Cool is about self-promotion and narcissism, while Christianity is about selflessness and altruism. Cool is transient and obsessed with the “now”; Christianity is transcendent, mindful of eternity. Cool is elitist while Christianity is humble. Cool is cynical while Christianity is hopeful. Cool is about being the first to discover a new trend; Christianity says the last shall be first.

If I had read that quote without reading the context of McCracken’s story, I would have struggled not to roll my eyes and quip, “Come on, dude. Let people have nice things.”

But I’ve met Brett, and he’s actually pretty cool. He gets that he’s a millennial with all of the trappings, and he’s not obnoxiously bucking against that fact; he is, however, calling himself and his peers to a higher standard of identity than coolness.

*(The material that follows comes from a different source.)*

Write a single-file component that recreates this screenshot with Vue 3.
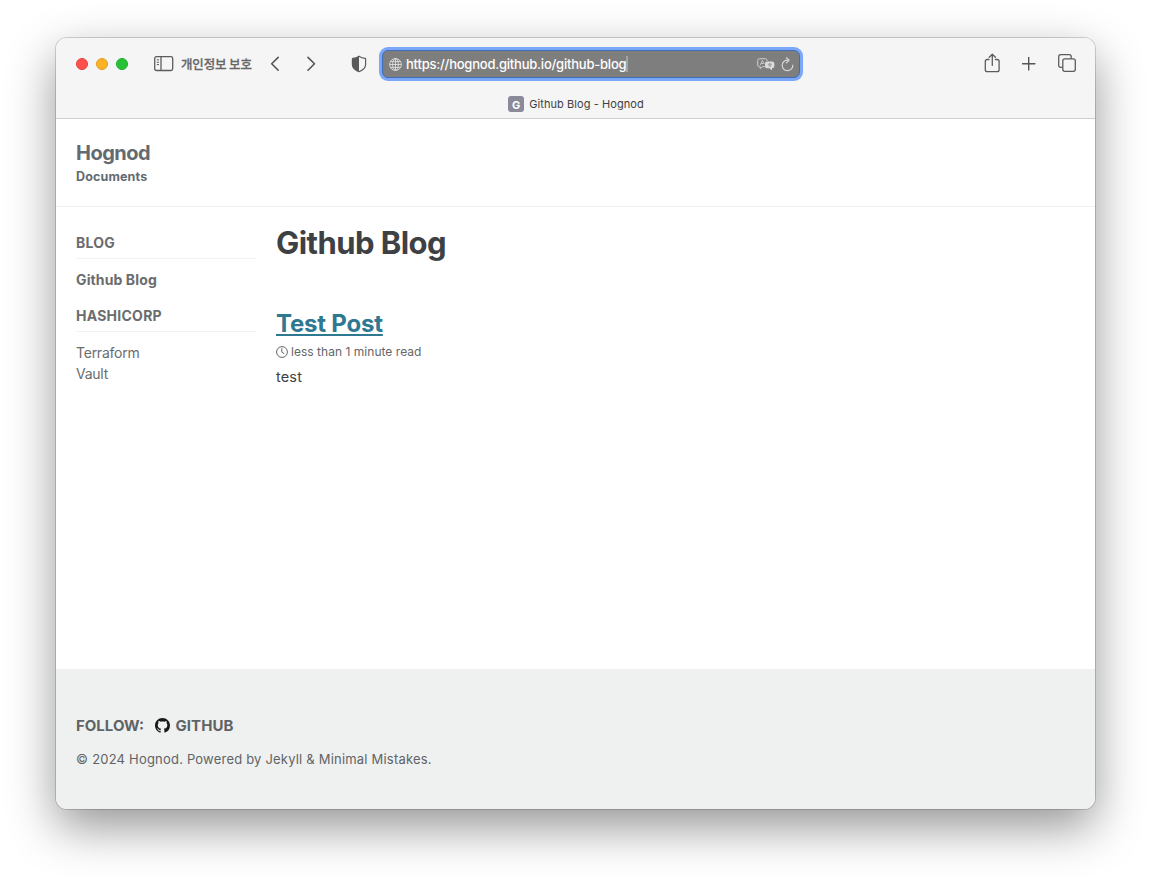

The first few chapters exhort us to seek holiness and biblical consistency in everything, from our view of the Holy Spirit and spiritual gifts to hell and sexual ethics.

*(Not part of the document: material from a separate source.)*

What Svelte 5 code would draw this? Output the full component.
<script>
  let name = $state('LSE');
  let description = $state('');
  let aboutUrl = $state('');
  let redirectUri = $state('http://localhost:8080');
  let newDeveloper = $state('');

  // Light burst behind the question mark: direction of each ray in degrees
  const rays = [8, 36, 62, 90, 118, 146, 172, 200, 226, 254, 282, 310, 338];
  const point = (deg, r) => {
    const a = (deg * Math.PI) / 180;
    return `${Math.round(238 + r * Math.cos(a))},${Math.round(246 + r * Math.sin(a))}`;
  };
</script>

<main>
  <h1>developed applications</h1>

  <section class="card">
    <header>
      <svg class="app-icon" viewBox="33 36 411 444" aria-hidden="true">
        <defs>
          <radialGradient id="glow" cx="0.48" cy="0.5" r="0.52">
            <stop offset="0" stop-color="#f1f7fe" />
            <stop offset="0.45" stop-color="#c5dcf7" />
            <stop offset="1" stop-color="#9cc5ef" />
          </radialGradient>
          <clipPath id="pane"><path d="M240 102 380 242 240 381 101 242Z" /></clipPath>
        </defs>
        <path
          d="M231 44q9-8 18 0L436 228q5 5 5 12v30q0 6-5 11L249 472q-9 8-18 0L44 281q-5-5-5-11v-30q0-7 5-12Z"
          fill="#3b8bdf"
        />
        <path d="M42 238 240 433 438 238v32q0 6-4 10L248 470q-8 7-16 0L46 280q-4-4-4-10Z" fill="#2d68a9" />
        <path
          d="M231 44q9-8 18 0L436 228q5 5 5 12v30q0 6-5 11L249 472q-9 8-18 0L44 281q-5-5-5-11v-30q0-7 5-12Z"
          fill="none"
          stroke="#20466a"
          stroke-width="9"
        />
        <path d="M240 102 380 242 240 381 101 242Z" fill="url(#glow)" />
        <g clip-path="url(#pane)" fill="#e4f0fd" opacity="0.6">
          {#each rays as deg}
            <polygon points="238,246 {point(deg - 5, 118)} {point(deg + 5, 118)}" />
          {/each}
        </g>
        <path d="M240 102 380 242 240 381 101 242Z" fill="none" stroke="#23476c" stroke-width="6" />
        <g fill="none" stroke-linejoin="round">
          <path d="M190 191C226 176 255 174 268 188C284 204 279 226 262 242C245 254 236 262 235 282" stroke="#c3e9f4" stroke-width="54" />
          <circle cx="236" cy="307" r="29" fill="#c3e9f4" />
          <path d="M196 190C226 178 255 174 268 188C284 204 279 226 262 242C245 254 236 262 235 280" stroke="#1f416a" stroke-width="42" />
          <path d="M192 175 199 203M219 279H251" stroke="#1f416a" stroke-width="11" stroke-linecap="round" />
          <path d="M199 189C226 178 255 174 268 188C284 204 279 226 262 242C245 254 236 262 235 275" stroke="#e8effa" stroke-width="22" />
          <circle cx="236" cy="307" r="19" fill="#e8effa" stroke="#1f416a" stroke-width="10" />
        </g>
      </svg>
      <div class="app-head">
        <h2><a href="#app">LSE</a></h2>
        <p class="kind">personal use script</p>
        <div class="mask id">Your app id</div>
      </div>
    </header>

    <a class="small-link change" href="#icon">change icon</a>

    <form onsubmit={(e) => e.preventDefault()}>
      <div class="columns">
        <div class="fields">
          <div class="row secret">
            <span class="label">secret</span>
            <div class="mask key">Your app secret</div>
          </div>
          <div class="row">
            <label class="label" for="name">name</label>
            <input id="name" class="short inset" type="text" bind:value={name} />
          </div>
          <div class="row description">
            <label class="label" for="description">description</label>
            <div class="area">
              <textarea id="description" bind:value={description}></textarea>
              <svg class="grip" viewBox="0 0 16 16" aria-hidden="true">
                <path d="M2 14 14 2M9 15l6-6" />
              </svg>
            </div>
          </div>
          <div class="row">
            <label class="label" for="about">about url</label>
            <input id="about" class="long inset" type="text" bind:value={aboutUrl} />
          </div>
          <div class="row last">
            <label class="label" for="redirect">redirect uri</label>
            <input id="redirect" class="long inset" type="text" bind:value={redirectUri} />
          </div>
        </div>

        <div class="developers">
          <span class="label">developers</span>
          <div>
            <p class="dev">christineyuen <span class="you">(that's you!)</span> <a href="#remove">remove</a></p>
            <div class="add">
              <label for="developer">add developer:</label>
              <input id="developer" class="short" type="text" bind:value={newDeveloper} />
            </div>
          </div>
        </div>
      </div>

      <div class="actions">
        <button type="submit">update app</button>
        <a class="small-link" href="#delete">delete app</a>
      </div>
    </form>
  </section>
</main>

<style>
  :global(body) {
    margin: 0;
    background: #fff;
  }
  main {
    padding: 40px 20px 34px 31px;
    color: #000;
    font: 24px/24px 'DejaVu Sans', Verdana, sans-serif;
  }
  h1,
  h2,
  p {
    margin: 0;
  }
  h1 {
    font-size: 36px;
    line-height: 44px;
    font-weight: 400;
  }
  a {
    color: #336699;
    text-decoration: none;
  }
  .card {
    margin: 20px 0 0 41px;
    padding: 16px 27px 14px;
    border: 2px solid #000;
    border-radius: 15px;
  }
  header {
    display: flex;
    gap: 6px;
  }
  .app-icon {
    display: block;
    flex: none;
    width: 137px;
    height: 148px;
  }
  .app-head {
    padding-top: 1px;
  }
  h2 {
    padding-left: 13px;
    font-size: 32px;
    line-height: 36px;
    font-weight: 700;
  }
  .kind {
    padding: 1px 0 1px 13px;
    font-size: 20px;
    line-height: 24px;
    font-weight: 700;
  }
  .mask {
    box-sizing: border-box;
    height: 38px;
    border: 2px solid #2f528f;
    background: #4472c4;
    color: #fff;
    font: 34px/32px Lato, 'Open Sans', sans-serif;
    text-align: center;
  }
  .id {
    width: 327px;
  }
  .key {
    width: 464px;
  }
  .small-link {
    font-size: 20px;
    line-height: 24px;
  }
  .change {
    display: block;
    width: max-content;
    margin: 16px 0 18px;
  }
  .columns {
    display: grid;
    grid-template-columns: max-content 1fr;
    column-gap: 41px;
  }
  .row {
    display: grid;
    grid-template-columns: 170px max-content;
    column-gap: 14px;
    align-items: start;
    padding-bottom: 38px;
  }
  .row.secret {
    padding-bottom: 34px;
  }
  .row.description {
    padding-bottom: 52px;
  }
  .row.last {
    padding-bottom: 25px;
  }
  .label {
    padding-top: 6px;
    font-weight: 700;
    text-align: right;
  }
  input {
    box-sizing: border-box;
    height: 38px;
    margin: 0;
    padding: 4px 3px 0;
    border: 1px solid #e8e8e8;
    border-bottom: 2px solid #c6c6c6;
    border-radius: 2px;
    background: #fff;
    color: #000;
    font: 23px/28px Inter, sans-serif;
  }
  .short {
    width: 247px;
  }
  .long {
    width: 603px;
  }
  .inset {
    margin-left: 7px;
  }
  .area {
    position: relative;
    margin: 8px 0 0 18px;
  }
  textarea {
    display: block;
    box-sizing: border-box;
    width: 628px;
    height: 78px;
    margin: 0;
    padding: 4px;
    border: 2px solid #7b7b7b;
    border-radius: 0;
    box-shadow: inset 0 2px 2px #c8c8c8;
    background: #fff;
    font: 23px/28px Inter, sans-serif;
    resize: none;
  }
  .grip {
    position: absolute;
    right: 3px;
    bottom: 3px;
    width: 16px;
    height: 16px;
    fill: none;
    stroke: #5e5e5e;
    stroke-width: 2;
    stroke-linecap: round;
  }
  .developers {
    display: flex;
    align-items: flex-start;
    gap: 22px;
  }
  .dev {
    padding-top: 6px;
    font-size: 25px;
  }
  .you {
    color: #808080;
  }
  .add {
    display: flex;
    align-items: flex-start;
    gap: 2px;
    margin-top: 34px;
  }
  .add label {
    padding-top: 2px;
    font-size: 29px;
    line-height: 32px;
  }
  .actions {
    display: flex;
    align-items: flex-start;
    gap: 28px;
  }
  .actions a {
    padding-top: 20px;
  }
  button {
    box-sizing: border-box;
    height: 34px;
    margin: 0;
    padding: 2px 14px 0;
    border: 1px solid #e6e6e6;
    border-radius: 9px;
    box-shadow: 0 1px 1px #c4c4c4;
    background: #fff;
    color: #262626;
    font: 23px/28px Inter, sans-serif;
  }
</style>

Uncomfortable: The Awkward and Essential Challenge of Christian Community

Uncomfortable: The Awkward and Essential Challenge of Christian Community

Crossway (2017). 224 pp.

It’s easy to dream about the “perfect” church—a church that sings just the right songs set to just the right music before the pastor preaches just the right sermon to a room filled with just the right mix of people who happen to agree with you on just about everything.

Chances are your church doesn’t quite look like that. But what if instead of searching for a church that makes us comfortable, we learned to love our church, even when it’s challenging? What if some of the discomfort that we often experience is actually good for us?

This book is a call to embrace the uncomfortable aspects of Christian community, whether that means believing difficult truths, pursuing difficult holiness, or loving difficult people—all for the sake of the gospel, God’s glory, and our joy.

Crossway (2017). 224 pp.

“When we blend in,” he states, “when our boundaries are blurred or disappear altogether, our light in the darkness fades. Our salt loses its saltiness.”

He encourages us to be on mission.

Awkward Family Mission

Part two dives into the discomfort of plugging into church community, and it hit me right where I was.

Chapter eight opens with a list of “weird church people types” that I know like the back of my hand. These people are hard to interact with, especially for me as an introvert with church baggage. But the simple fact is that being in a covenantal relationship with other believers isn’t easy for anybody.

McCracken gets it:

On most Sundays, it’s far easier to stay home than it is to come spend a few hours singing and mingling over donuts with people you would never otherwise hang out with. Whether you’re an extrovert or introvert, millennial or octogenarian, Republican or Democrat, you probably find it tough at times to relate to some of the people at your church.

But he also gets that our comfort isn’t of primary importance in this battle to live like a family. He reminds us that we’re “stones being built together into a dwelling place” (Eph. 2:18–22). That doesn’t mean we’re uniform building blocks; we’re a diverse collection of individual gifts, talents, abilities, and callings. Our unity in the gospel binds our oddly shaped blocks together.

Uncomfortable Church

Sometimes, that unity is hard-fought.

McCracken delves into the difficulties of overcoming our cultural differences in order to meld. His chapter on diversity could be helpful for a number of readers.

The chapter that had me squirming like a rebellious teenager was the one about authority. I was expecting a reminder that we’re to submit to our local pastors and elders, and I got that. But I also got a reminder that we’re to submit ourselves to Christian community.

I reiterate: pastor’s kid here. Community can take on a bit of a threatening quality.

Yet McCracken writes:

Submitting to the authority of community means we are humble and teachable rather than arrogant and “I’ve got this” overconfident. And that goes for the old as well as the young, the seasoned in faith as well as the green. It means submitting to accountability beyond ourselves.

There’s no caveat for using autonomy as a form of self-preservation: we’re all family.

McCracken covers other uncomfortable topics: the ways we’ve confused brokenness with sin and made an idol out of the former (ouch), or the section about a cessationist going to a charismatic church and facing his pride. But no matter how much you squirm, Uncomfortable is worth the read, and Christian community is worth the discomfort and growing pains.